Internal vs. external funding rounds: pros, cons and timelines
In corporate financing it is common to distinguish between internal and external funding rounds, not only by who contributes the capital, but also by the legal transaction cost and the realistic timeline to close the deal. Simply put, an internal round is one in which the money comes from shareholders already on the cap table (or from financiers who already have an established contractual relationship with the company). An external round, by contrast, brings in a new investor, which typically triggers higher information requirements, negotiation of rights, and more formal closing steps.
Operation of internal rounds
Internal rounds tend to be faster because they reduce the friction associated with trust and familiarity with the business. From a legal standpoint, they can be structured through capital increases, shareholder contributions, participating loans, convertible notes, or other hybrid instruments. Their main advantage is speed: due diligence is usually lighter, valuation tends to be less contested because there is a prior history, and if the shareholders’ agreement is already reasonably well organized, corporate resolutions and standard company documentation are often sufficient.
They also allow the company to cover short-term cash needs until certain operational milestones are reached, gain time to execute the plan, and avoid conducting an external negotiation under pressure.
However, the main risk lies in governance: when the same shareholders recapitalize the company, the conversation around dilution, veto rights, and economic preferences is reopened. If the internal round is structured with privileges (for example, liquidation preference or enhanced rights), it can create asymmetries among shareholders and strain the corporate relationship, particularly if some do not participate and become diluted.
In terms of timing, an internal round can be closed within a matter of weeks, but that “potential for speed” depends on two variables:
- The first is how well the company’s documentation is in order: updated corporate books, valid powers of attorney, coherent bylaws, a clear cap table, and basic compliance with corporate and tax obligations.
- The second is shareholder alignment: if management and the key shareholders agree on the instrument, amount, and valuation, the closing becomes largely mechanical.
In Spain, one must also consider notarial and Commercial Registry formalities in the case of a capital increase, as well as proper handling of pre-emptive subscription rights unless they are waived or limited in accordance with the law and the bylaws. When there are disagreements, an internal round can become surprisingly slow because the company lacks the “anchor” of a third party that forces a balance, and negotiations drift into control disputes.
What are external funding rounds like?
External rounds, on the other hand, provide distinctive value: new capital, market validation, and often access to commercial networks, talent, and credibility with customers and institutions. Legally, they are more complex because the incoming investor needs to build a protective perimeter against risks that are not yet fully known. This translates into a more intensive due diligence process (corporate, contractual, tax, labor, intellectual property, data protection, and, where applicable, regulatory).
It also entails negotiating key terms: valuation, the class of shares/participations, liquidation preference, anti-dilution, information rights, board seats, vetoes or reserved matters, founder vesting/lock-up obligations, non-compete clauses, and exit rules (tag-along and drag-along). Each of these elements affects future governance and requires careful drafting to avoid deadlock or ambiguity.
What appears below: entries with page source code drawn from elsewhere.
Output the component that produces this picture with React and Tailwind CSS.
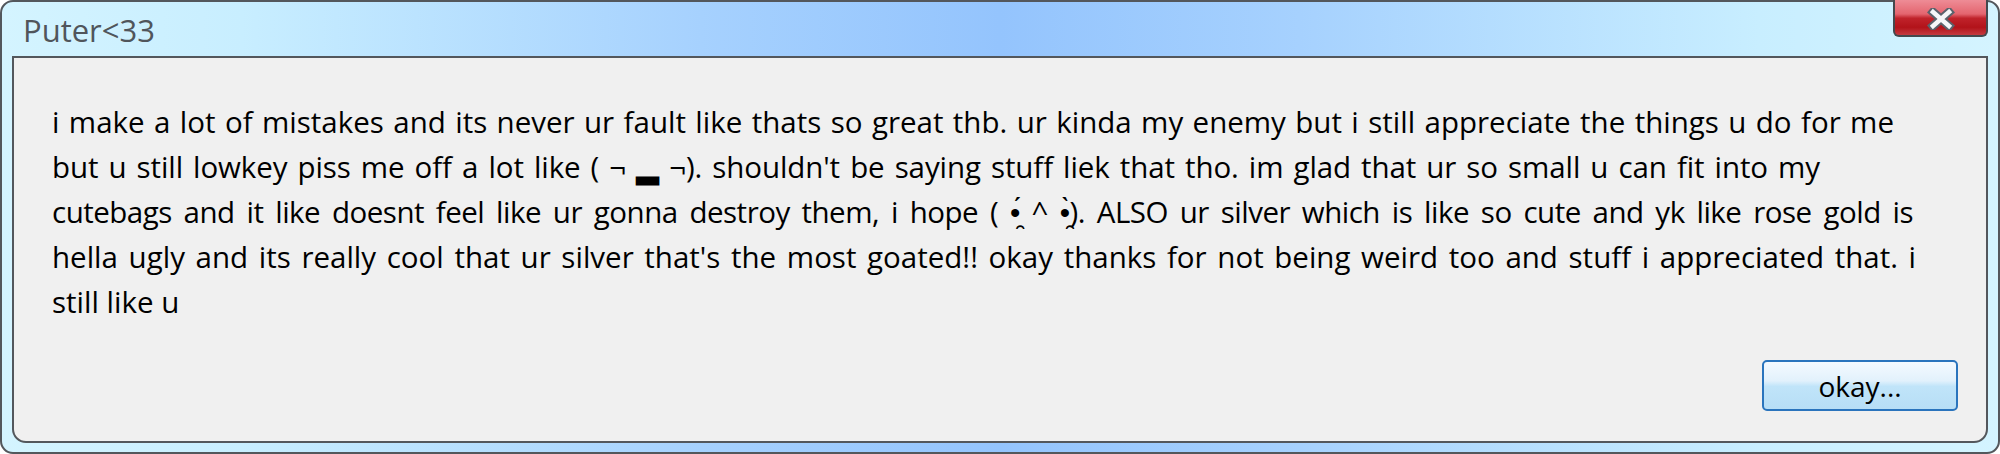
import React from "react";

// each line is justified to the width it has in the reference
const lines = [
  {
    text: "i make a lot of mistakes and its never ur fault like thats so great thb. ur kinda my enemy but i still appreciate the things u do for me",
    cls: "w-[1842px] text-justify [text-align-last:justify]",
  },
  {
    text: "but u still lowkey piss me off a lot like ( ¬ ▂ ¬). shouldn't be saying stuff liek that tho. im glad that ur so small u can fit into my",
    cls: "w-[1768px] tracking-[-0.1px] text-justify [text-align-last:justify]",
  },
  {
    text: "cutebags and it like doesnt feel like ur gonna destroy them, i hope ( •̯́ ^ •̯̀). ALSO ur silver which is like so cute and yk like rose gold is",
    cls: "w-[1861px] tracking-[-0.5px] text-justify [text-align-last:justify]",
  },
  {
    text: "hella ugly and its really cool that ur silver that's the most goated!! okay thanks for not being weird too and stuff i appreciated that. i",
    cls: "w-[1864px] text-justify [text-align-last:justify]",
  },
  { text: "still like u", cls: "" },
];

function CloseButton() {
  return (
    <button
      type="button"
      className="-mt-[2px] flex h-[37px] w-[95px] items-center justify-center rounded-b-[6px] border-2 border-t-0 border-[#44484d] bg-[linear-gradient(180deg,#ee8c96_0%,#e4656f_40%,#c0232b_52%,#b2131a_78%,#c43a40_100%)]"
    >
      <svg width="28" height="22" viewBox="0 0 28 22" className="mt-[2px]">
        <path d="M6 4 L22 18 M22 4 L6 18" stroke="#5b626c" strokeWidth="8.5" strokeLinecap="square" fill="none" />
        <path d="M6 4 L22 18 M22 4 L6 18" stroke="#f5f7f9" strokeWidth="4.5" strokeLinecap="square" fill="none" />
      </svg>
    </button>
  );
}

export default function App() {
  return (
    <div className="h-[454px] w-[2000px] bg-white font-['Open_Sans',sans-serif]">
      <div className="flex h-full flex-col rounded-[13px] border-2 border-[#53575c] bg-[linear-gradient(90deg,#d4f4ff_0%,#c8eeff_12%,#a6d1fe_35%,#94c4fd_50%,#a6d1fe_65%,#c8eeff_88%,#d4f4ff_100%)]">
        <div className="flex h-[54px] items-start justify-between pl-[21px] pr-[10px]">
          <span className="pt-px text-[31px] leading-[54px] text-[#50555b]">Puter&lt;33</span>
          <CloseButton />
        </div>

        <div className="mx-[10px] mb-[9px] flex flex-1 flex-col rounded-b-[14px] border-2 border-[#53575c] bg-[#f0f0f0] pb-[30px] pl-[38px] pr-[28px] pt-[41px]">
          <div className="text-[29.5px] leading-[45px] text-black">
            {lines.map((line) => (
              <div key={line.text} className={`whitespace-nowrap ${line.cls}`}>
                {line.text}
              </div>
            ))}
          </div>

          <div className="mt-auto flex justify-end">
            <button
              type="button"
              className="h-[51px] w-[196px] rounded-[5px] border-2 border-[#2a74bd] bg-[linear-gradient(180deg,#f4faff_0%,#e2f1fc_40%,#c0e4f9_52%,#b7def6_100%)] text-[28px] leading-none text-black"
            >
              okay...
            </button>
          </div>
        </div>
      </div>
    </div>
  );
}
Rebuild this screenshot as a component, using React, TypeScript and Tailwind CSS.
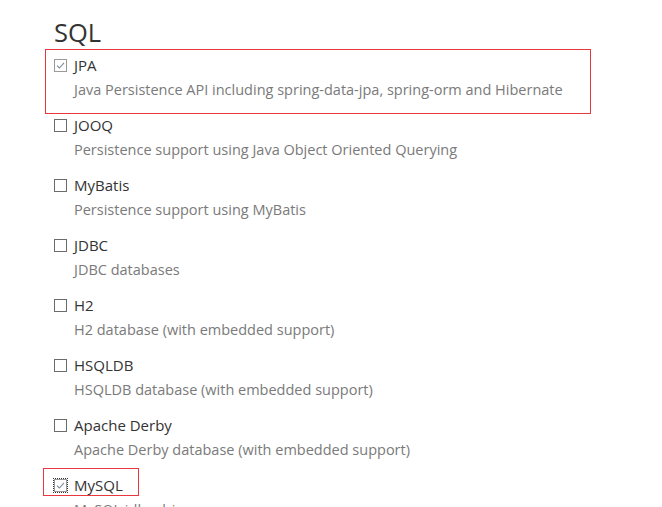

The practical cost of an external round is not only financial; it also involves time and management attention. For a founding team, preparing a data room, answering Q&A, and negotiating documentation can consume several weeks. In addition, closing is often conditional, meaning the investor may require certain issues to be regularized beforehand (for example, assigning intellectual property to the company vehicle, cleaning up key contracts, updating corporate books, or resolving contingencies).
From a formal standpoint, deals involving direct equity entry will require notary and registration steps; in convertibles or loans with a conversion option, the initial closing may be faster, but complexity is deferred to the conversion stage.
Difference between internal and external rounds
Comparing pros and cons, internal rounds stand out for potential speed, lower exposure of sensitive information, and lower transaction costs, but with the risk of reopening internal tensions and concentrating even more power in a subset of shareholders. External rounds stand out for their ability to scale the project, professionalize governance, and “set a market price” for the company, but they require heavier documentation, more surrender of control, and less predictable timelines. In both cases, the key to controlling timing is preparation: a clean cap table, updated bylaws and shareholders’ agreement.
In conclusion, the choice between an internal and an external round is not only financial, but also legal and strategic. If the priority is to buy time and execute milestones, an internal round or a bridge round can be appropriate, provided shareholder fairness and contractual clarity are protected. If the priority is to accelerate growth with capital and strategic allies, an external round is the natural path, assuming the process requires documentary discipline and governance negotiation.
In practice, many companies combine both: an internal round to cover immediate needs and prepare an external round under better conditions, minimizing friction and maximizing negotiating leverage.